IHT ends era with last edition before re-brand

Newly appointed New York Times editor for Europe Dick Stevenson poses, on Oct. 14, 2013, in Courbevoie, outside Paris. Stevenson will be in charge of European coverage, including the soon to relaunch International New York Times. AFP

PARIS—The International Herald Tribune published its final edition under its own name on Monday, marking the end of an era for the 125-year-newspaper that was a lifeline for American expatriates.

The newspaper, headquartered in Paris but printed throughout the world, will be rebranded on Tuesday as the International New York Times.

The New York Times Co., which took full ownership of the daily in 2003, announced earlier this year that it would be re-branded, both in print and online.

In a 24-page special report to coincide with its final edition, the IHT’s editorial page editor Serge Schmemann said the re-branding was only the latest in a long line of name changes.

“Whatever the name, the connection between the paper and its audience has long been clear,” he wrote.
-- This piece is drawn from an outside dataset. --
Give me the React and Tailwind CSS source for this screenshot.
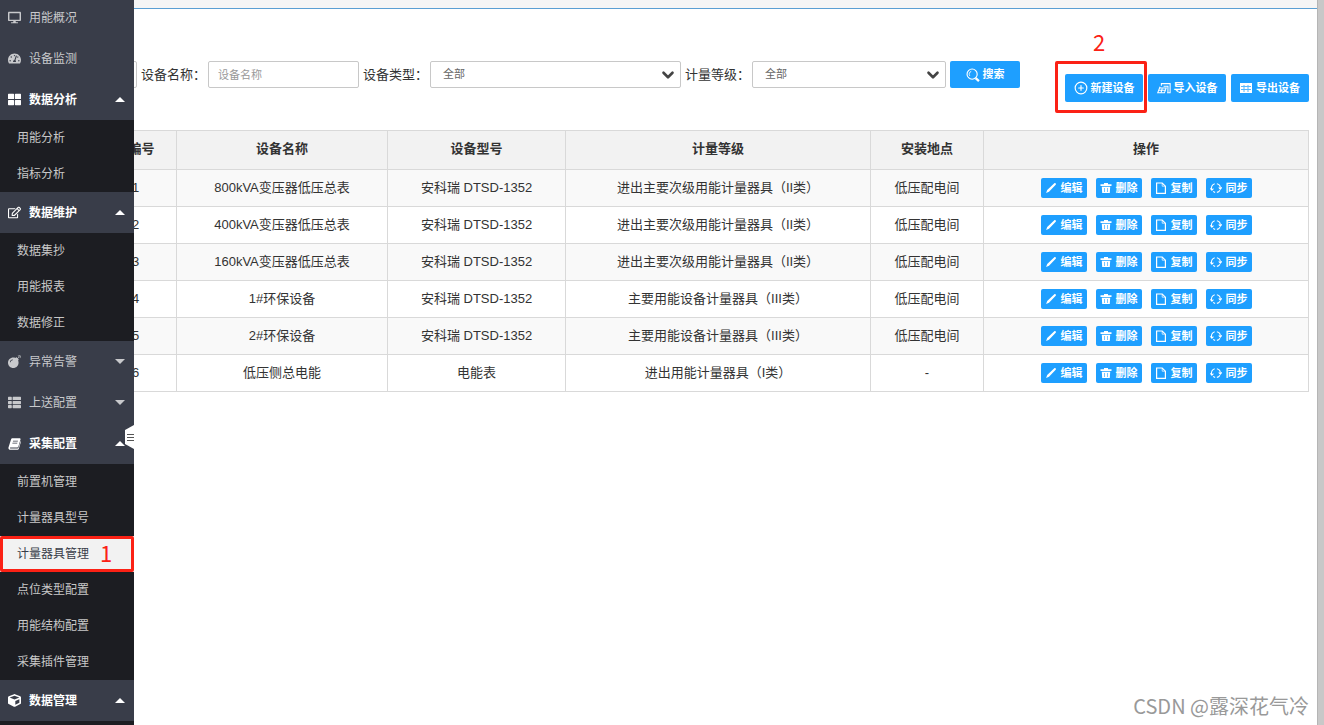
import { FaDesktop, FaTachometerAlt, FaThLarge, FaRegEdit, FaBomb, FaThList, FaCube } from 'react-icons/fa';
import { ChevronDown, CirclePlus } from 'lucide-react';

function BookIcon({ className }) {
    return (
        <svg viewBox="0 0 16 16" fill="currentColor" className={className}>
            <path d="M5.6 1.500h8.600c.9 0 1.500.8 1.200 1.700l-2.600 8.600c-.2.7-.8 1.200-1.500 1.200H3.200c-.5 0-.9.3-.7.8.1.3.4.4.8.4h8.600c.4 0 .8-.3.9-.6L15.600 5c.4.3.5.8.3 1.300l-2.600 8.200c-.2.8-1 1.300-1.800 1.300H2.700C1.300 15.800.2 14.500.6 13L3.700 3c.3-.9 1-1.500 1.900-1.500zM6.300 4.500l-.3 1h6l.3-1zM5.600 7l-.3 1h6l.3-1z" />
        </svg>
    );
}

function SearchIcon({ className }) {
    return (
        <svg viewBox="0 0 16 16" fill="none" stroke="currentColor" className={className}>
            <circle cx="7" cy="7" r="5.800" strokeWidth="1.300" />
            <path d="M4.300 9A3.400 3.400 0 0 1 6 3.800" strokeWidth="1" />
            <path d="M11 11.500l3.800 3.500" strokeWidth="2.600" />
        </svg>
    );
}

function ImportIcon({ className }) {
    return (
        <svg viewBox="0 0 16 14" fill="none" stroke="currentColor" strokeWidth="1.200" className={className}>
            <path d="M5 4.500V2h10v10.500h-3.500" />
            <path d="M7.500 5h5v7" />
            <path d="M3.500 5.500l-2.700 7h7.700l2-5.500H3" />
            <path d="M2.300 9.500h7M4.500 12.500l1.500-5" />
        </svg>
    );
}

function GridIcon() {
    return (
        <svg viewBox="0 0 12 10" className="mr-px h-[10px] w-3">
            <rect width="12" height="10" fill="currentColor" />
            <path d="M1 3.500h10M1 6.500h10M4 2v7M8 2v7" stroke="#1e9fff" strokeWidth="1" opacity=".75" />
        </svg>
    );
}

function PencilIcon({ className }) {
    return (
        <svg viewBox="0 0 12 12" fill="currentColor" className={className}>
            <path d="M9.300 1.300c.4-.4 1-.4 1.400.1.400.4.400 1 0 1.400L4 9.700l-2.900 1.200L2.200 8z" />
        </svg>
    );
}

function TrashIcon({ className }) {
    return (
        <svg viewBox="0 0 12 12" fill="currentColor" className={className}>
            <path d="M4 1h4v1.200h3.500v1.900H.5V2.200H4z" />
            <path fillRule="evenodd" d="M1.800 4.800h8.400L9.800 11H2.200zM4.200 6v4h.6V6zM7.200 6v4h.6V6z" />
        </svg>
    );
}

function PageIcon({ className }) {
    return (
        <svg viewBox="0 0 12 12" fill="none" stroke="currentColor" strokeWidth="1.200" className={className}>
            <path d="M1.600 1h5.600l3.200 3.200V11.400H1.600z" />
            <path d="M7.200 1v3.200h3.200" strokeWidth=".7" />
        </svg>
    );
}

function SyncIcon({ className }) {
    return (
        <svg viewBox="0 0 14 14" fill="none" stroke="currentColor" strokeWidth="1.200" className={className}>
            <path d="M2.100 9A5.200 5.200 0 0 1 5.500 2" />
            <path d="M8 1.900A5.200 5.200 0 0 1 12 7.500" />
            <path d="M11.600 9.500A5.200 5.200 0 0 1 8 12.100" />
            <path d="M6 12.100a5.200 5.200 0 0 1-2.300-1.100" />
            <path d="M.4 7.500l1.800 2 1.800-1.700M10.200 6.300l1.800 2 1.700-2" />
        </svg>
    );
}

const menu = [
    { title: '用能概况', icon: FaDesktop },
    { title: '设备监测', icon: FaTachometerAlt },
    { title: '数据分析', icon: FaThLarge, open: true, children: ['用能分析', '指标分析'] },
    { title: '数据维护', icon: FaRegEdit, open: true, children: ['数据集抄', '用能报表', '数据修正'] },
    { title: '异常告警', icon: FaBomb, children: [] },
    { title: '上送配置', icon: FaThList, children: [] },
    {
        title: '采集配置',
        icon: BookIcon,
        open: true,
        children: ['前置机管理', '计量器具型号', '计量器具管理', '点位类型配置', '用能结构配置', '采集插件管理'],
    },
    { title: '数据管理', icon: FaCube, open: true, children: [''] },
];

const current = '计量器具管理';

const devices = [
    { id: 1, name: '800kVA变压器低压总表', model: '安科瑞 DTSD-1352', level: '进出主要次级用能计量器具（II类）', place: '低压配电间' },
    { id: 2, name: '400kVA变压器低压总表', model: '安科瑞 DTSD-1352', level: '进出主要次级用能计量器具（II类）', place: '低压配电间' },
    { id: 3, name: '160kVA变压器低压总表', model: '安科瑞 DTSD-1352', level: '进出主要次级用能计量器具（II类）', place: '低压配电间' },
    { id: 4, name: '1#环保设备', model: '安科瑞 DTSD-1352', level: '主要用能设备计量器具（III类）', place: '低压配电间' },
    { id: 5, name: '2#环保设备', model: '安科瑞 DTSD-1352', level: '主要用能设备计量器具（III类）', place: '低压配电间' },
    { id: 6, name: '低压侧总电能', model: '电能表', level: '进出用能计量器具（I类）', place: '-' },
];

const actions = [
    { label: '编辑', icon: PencilIcon },
    { label: '删除', icon: TrashIcon },
    { label: '复制', icon: PageIcon },
    { label: '同步', icon: SyncIcon },
];

function Sidebar() {
    return (
        <aside className="relative w-[134px] shrink-0 bg-[#393d49] text-xs">
            <nav className="-mt-[3px]">
                {menu.map(({ title, icon: Icon, open, children }) => (
                    <div key={title}>
                        <a
                            href="#"
                            className={`flex h-[41px] items-center pl-2 pr-[9px] ${open ? 'font-bold text-white' : 'text-[#c8c9cc]'}`}
                        >
                            <Icon className="mr-2 h-[13px] w-[13px]" />
                            {title}
                            {children && (
                                <svg viewBox="0 0 10 5" fill="currentColor" className="ml-auto h-[5px] w-[10px]">
                                    <path d={open ? 'M0 5L5 0l5 5z' : 'M0 0l5 5 5-5z'} />
                                </svg>
                            )}
                        </a>
                        {open && (
                            <ul className="bg-[#1c1d22]">
                                {children.map((item) => (
                                    <li key={item} className="h-9">
                                        {item === current ? (
                                            <a href="#" className="relative flex h-full items-center bg-[#f2f2f2] pl-[17px] text-[#393d49]">
                                                {item}
                                                <span className="absolute inset-0 flex items-center rounded-xs border-3 border-[#fb2115] pb-1 pl-[97px] text-[22px] font-normal leading-none text-[#fb2115] font-['Noto_Sans_CJK_SC',sans-serif]">
                                                    1
                                                </span>
                                            </a>
                                        ) : (
                                            <a href="#" className="flex h-full items-center pl-[17px] text-[#c8c8c8]">{item}</a>
                                        )}
                                    </li>
                                ))}
                            </ul>
                        )}
                    </div>
                ))}
            </nav>

            {/* Collapse handle */}
            <button type="button" aria-label="收起菜单" className="absolute right-0 top-[425px] h-6 w-[9px]">
                <svg viewBox="0 0 9 24" className="h-6 w-[9px]">
                    <path d="M9 0L0 5v14l9 5z" fill="#fff" />
                    <path d="M2 9.500h7M2 12.500h7M2 15.500h7" stroke="#555" strokeWidth="1" />
                </svg>
            </button>
        </aside>
    );
}

function SelectField({ id, label, className }) {
    return (
        <div className="flex items-center">
            <label htmlFor={id} className="w-[67px] whitespace-nowrap">{label}</label>
            <div className={`relative ${className}`}>
                <select id={id} className="h-[27px] w-full appearance-none rounded-xs border border-[#c8c8c8] bg-white pl-3 text-[11px] text-[#666]">
                    <option>全部</option>
                </select>
                <ChevronDown strokeWidth={3.5} className="pointer-events-none absolute right-1 top-[5px] h-[18px] w-[18px] text-[#444]" />
            </div>
        </div>
    );
}

function ToolButton({ icon: Icon, children }) {
    return (
        <button type="button" className="flex h-7 w-[78px] items-center justify-center gap-[3px] rounded-xs bg-[#1e9fff] text-[11px] font-bold text-white">
            <Icon className="h-[14px] w-[14px]" />
            {children}
        </button>
    );
}

export default function App() {
    return (
        <div className="flex h-screen overflow-hidden bg-white text-[13px] text-[#333] font-['Liberation_Sans','Noto_Sans_CJK_SC',sans-serif]">
            <Sidebar />

            <main className="relative min-w-0 flex-1 overflow-hidden">
                <div className="h-[9px] border-b border-[#5b9fd3] bg-[#f5f5f5]" />

                {/* Filters */}
                <div className="flex items-start justify-between pr-2 pt-[52px]">
                    <form className="flex items-center gap-1">
                        <input type="text" aria-label="编号" className="-ml-[37px] h-[27px] w-10 rounded-xs border border-[#c8c8c8]" />
                        <div className="flex items-center">
                            <label htmlFor="name" className="w-[67px] whitespace-nowrap">设备名称：</label>
                            <input
                                id="name"
                                type="text"
                                placeholder="设备名称"
                                className="h-[27px] w-[151px] rounded-xs border border-[#c8c8c8] px-[9px] text-[11px] placeholder:text-[#999]"
                            />
                        </div>
                        <SelectField id="type" label="设备类型：" className="w-[251px]" />
                        <SelectField id="level" label="计量等级：" className="w-[194px]" />
                        <button type="button" className="flex h-[27px] w-[70px] items-center justify-center gap-[3px] rounded-xs bg-[#1e9fff] text-[11px] font-bold text-white">
                            <SearchIcon className="h-[14px] w-[14px]" />
                            搜索
                        </button>
                    </form>

                    <div className="mt-[13px] flex gap-[5px]">
                        <div className="relative">
                            <ToolButton icon={CirclePlus}>新建设备</ToolButton>
                            <span className="pointer-events-none absolute -left-[10px] -right-1 -top-[13px] h-[52px] rounded-xs border-3 border-[#fb2115]" />
                            <span className="absolute -top-11 left-7 text-[22px] leading-none text-[#fb2115] font-['Noto_Sans_CJK_SC',sans-serif]">2</span>
                        </div>
                        <ToolButton icon={ImportIcon}>导入设备</ToolButton>
                        <ToolButton icon={GridIcon}>导出设备</ToolButton>
                    </div>
                </div>

                {/* Devices Table */}
                <div className="-ml-7 mt-7 pr-2">
                    <table className="w-full table-fixed border-collapse text-center">
                        <colgroup>
                            <col className="w-[70px]" />
                            <col className="w-[211px]" />
                            <col className="w-[178px]" />
                            <col className="w-[305px]" />
                            <col className="w-[113px]" />
                            <col />
                        </colgroup>
                        <thead className="bg-[#f2f2f2]">
                            <tr className="h-[39px]">
                                {['编号', '设备名称', '设备型号', '计量等级', '安装地点', '操作'].map((title) => (
                                    <th key={title} className="border border-[#d9d9d9] pb-0.5 font-bold">{title}</th>
                                ))}
                            </tr>
                        </thead>
                        <tbody>
                            {devices.map((device) => (
                                <tr key={device.id} className="h-[37px] odd:bg-[#f9f9f9]">
                                    <td className="border border-[#d9d9d9] pr-3">{device.id}</td>
                                    <td className="border border-[#d9d9d9]">{device.name}</td>
                                    <td className="border border-[#d9d9d9]">{device.model}</td>
                                    <td className="border border-[#d9d9d9]">{device.level}</td>
                                    <td className="border border-[#d9d9d9]">{device.place}</td>
                                    <td className="border border-[#d9d9d9]">
                                        <div className="flex justify-center gap-[9px]">
                                            {actions.map(({ label, icon: Icon }) => (
                                                <button
                                                    key={label}
                                                    type="button"
                                                    className="flex h-5 w-[46px] items-center justify-center gap-1 rounded-xs bg-[#1e9fff] text-[11px] font-bold text-white"
                                                >
                                                    <Icon className="h-3 w-3" />
                                                    {label}
                                                </button>
                                            ))}
                                        </div>
                                    </td>
                                </tr>
                            ))}
                        </tbody>
                    </table>
                </div>

                <p className="absolute bottom-1 right-2 text-[20px] leading-[30px] text-[#999] font-['Noto_Sans_CJK_SC',sans-serif]">CSDN @露深花气冷</p>
            </main>

            {/* Scrollbar track */}
            <div className="w-[7px] shrink-0 border-l border-[#b5b5b5] bg-[#c8c8c8]" />
        </div>
    );
}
“Of course, a lot of people will lament the latest name change, just as they do any change.”

Founded on October 4, 1887, by New York Herald publisher Gordon Bennett, the newspaper aimed to provide American expats living in Paris with news from home, from stock prices to the latest baseball scores.

Under several owners and different names, it became a link to home for the rising number of Americans traveling abroad, suspending publication only once for the Nazi occupation of Paris from 1940 to 1944.

It also became a symbol of US expatriates, with actress Jean Seberg playing an American who sells the paper on the streets of Paris in Jean-Luc Godard’s influential 1960 New Wave film “Breathless.”

It settled on its current name in 1967, after the New York Times and Washington Post took stakes in the paper following the collapse of the New York Herald Tribune.

It expanded globally and is now printed at 38 sites and distributed in more than 160 countries, with a circulation of about 226,000 in 2011.